O estádio, com uma capacidade para 20 mil espectadores, e inaugurado, o ano passado, para acolher partidas do Girabola (menos as de grande risco), é o cartão-de-visita da Cidade Desportiva, igualmente este um projecto lançado na ‘era General Hendrick’.
É, aliás, a ele também associado o plano de consolidação da Academia do clube, que permitiu, na última década, o lançamento para o futebol profissional, sobretudo na Europa, de talentos saídos da 'cantera' da agremiação militar. Gelson Dala, Show, Ary Papel, Mário, Zito Luvumbo, Nelson da Luz são nomes sonantes do futebol nacional formados na academia rubro-negra.
Do ponto de vista competitivo, além das conquistas seguidas do Girabola, esta nata de talentosos futebolistas, com um ou outro reforço vindo de fora, foi protagonista de uma das mais bem-sucedidas campanhas do clube nas competições africanas: a memorável participação, em 2018, na Liga dos Campeões, em que o clube angolano caiu, nas meias-finais, aos pés do Espérance de Tunis, num jogo em que os militares se queixaram de ‘campo inclinado’, anti-jogo e factores extra-desportivos.

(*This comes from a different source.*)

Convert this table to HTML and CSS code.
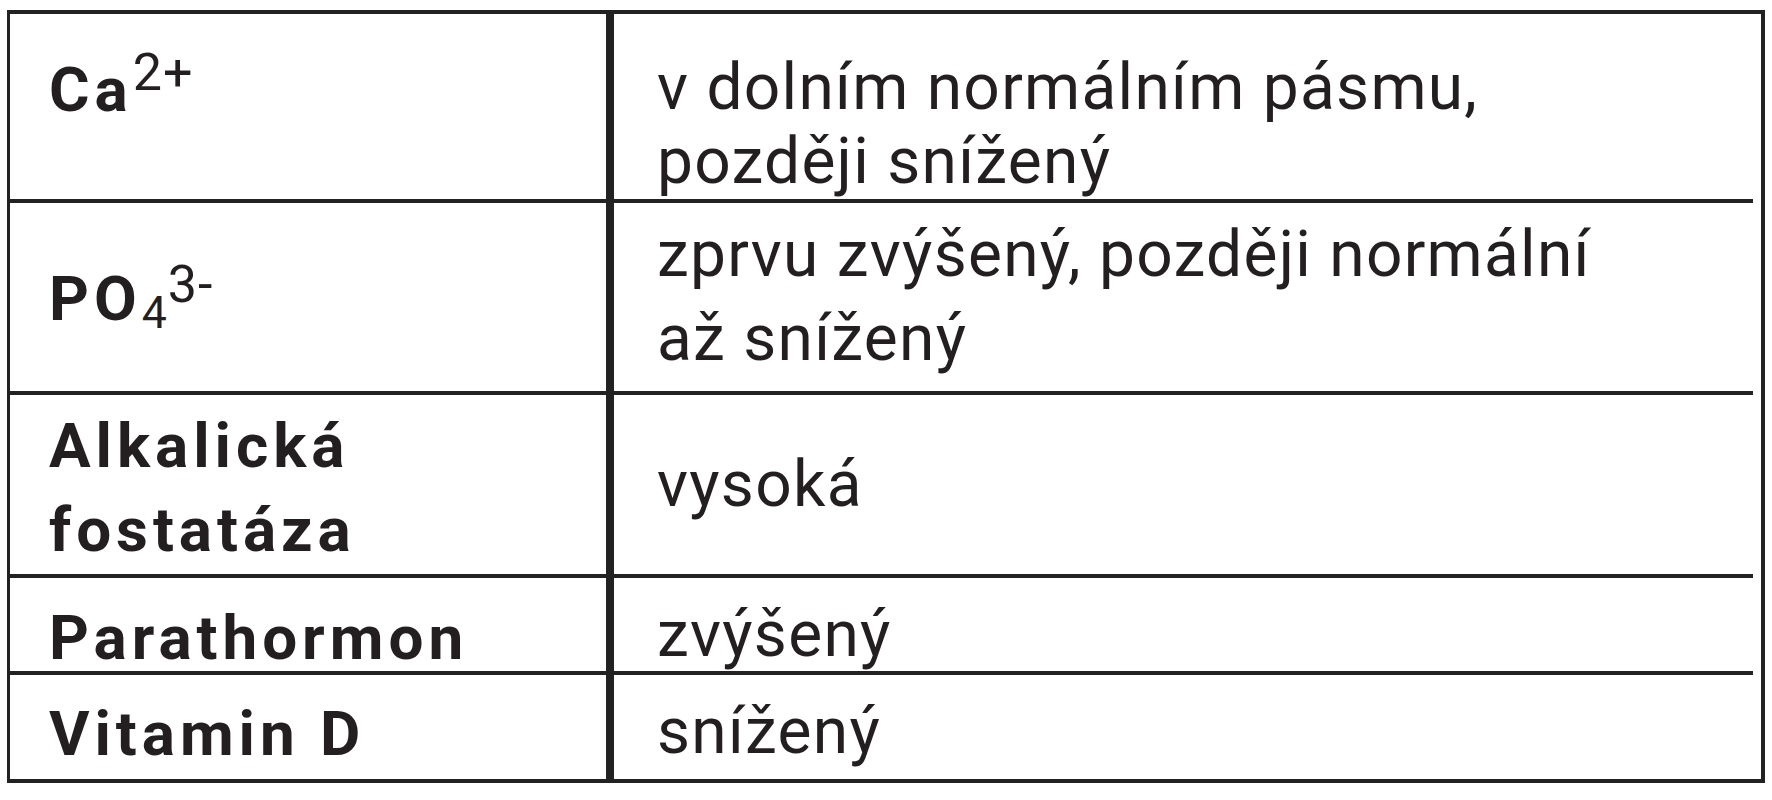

Um fardo pesado chamado crise milionária
Não obstante o descrito percurso de Carlos Hendrick, é, também, durante a sua gestão que o clube está a viver o pior momento da história, com uma crise financeira espoletada após o Estado ter reduzido significativamente a verba canalizada há décadas à agremiação desportiva.
Informações postas a circular pela imprensa nacional, nunca, entretanto, desmentidas pela direcção do clube e pelas autoridades governamentais, referem que, antes da crise, o 1.º de Agosto recebia, via Forças Armadas Angolanas, uma dotação financeira mensal acima de 800 milhões de Kwanzas, tendo este valor sido reduzido para apenas 200 milhões Kz/mês.
O volume do corte foi justificado com o facto de a instituição desportiva não constituir uma unidade orçamental nem um órgão dependente sobre cuja gestão e financiamento o Governo tenha responsabilidade directa, avançou o Novo Jornal.
Com a crise instalada nas hostes da equipa rubro-negra, cujo passivo estima-se em 9 mil milhões Kz, a prestação do emblema militar nas provas tanto internas como africanas de futebol e basquetebol observou uma quebra assinalável.
No Girabola, a mais importante prova de futebol do País, o 1.º de Agosto tem visto, nos últimos dois anos, o arqui-rival, Petro de Luanda, a ‘passear a sua classe’ e a dominar a competição - os militares levam, entretanto, vantagem no confronto directo nas últimas épocas -, e, lá fora, há cinco épocas que o clube não alcança sequer a fase de grupos da ‘Champions’ africana.
Mas mais mediático que isso têm sido a fuga de jogadores para outras agremiações, sobretudo no basquetebol, e os atrasos salariais, responsáveis por registos de falta de treinos.
Por conta de problemas de pagamentos, ex-atletas já vieram a terreiro anunciar que avançaram, inclusivamente, com processos judiciais contra o clube.
Carlos Hendrick não ‘joga a toalha ao tapete’
Carlos Hendrick é um dos três nomes da lista de concorrentes à direcção do Clube Desportivo 1.º de Agosto às eleições aprazadas para o dia 30 do corrente mês.
Gouveia Sá Miranda, também general, e o advogado Egas Viegas completam o grupo de concorrentes ao pleito cujo desfecho espera-se marcar uma nova era nas hostes do clube militar.
Nesta altura, o processo, que tem à testa da Comissão Eleitoral o também general Pedro Neto, está na fase de conformação das listas de candidaturas, para o pontapé de saída da campanha eleitoral.
Depois da redução dos valores pelo Estado, tem crescido nos corredores da massa associativa do clube e da opinião desportiva nacional a ideia segundo a qual o clube deve passar por um processo de reformulação, que traga outra concepção na política de captação de receitas, aliás, como o fez o seu ‘eterno’ rival, o Petro de Luanda ‘de’ Tomás Faria.
Fundado a 01 de Agosto de 1977, o 1.º de Agosto, afecto às Forças Armadas Angolanas, é uma histórica agremiação do desporto nacional, que conta com uma significativa massa associativa espalhada em todo o País.
O clube, dos mais titulados de Angola, é a maior instituição desportiva nacional em termos de prática de modalidades e instalações desportivas.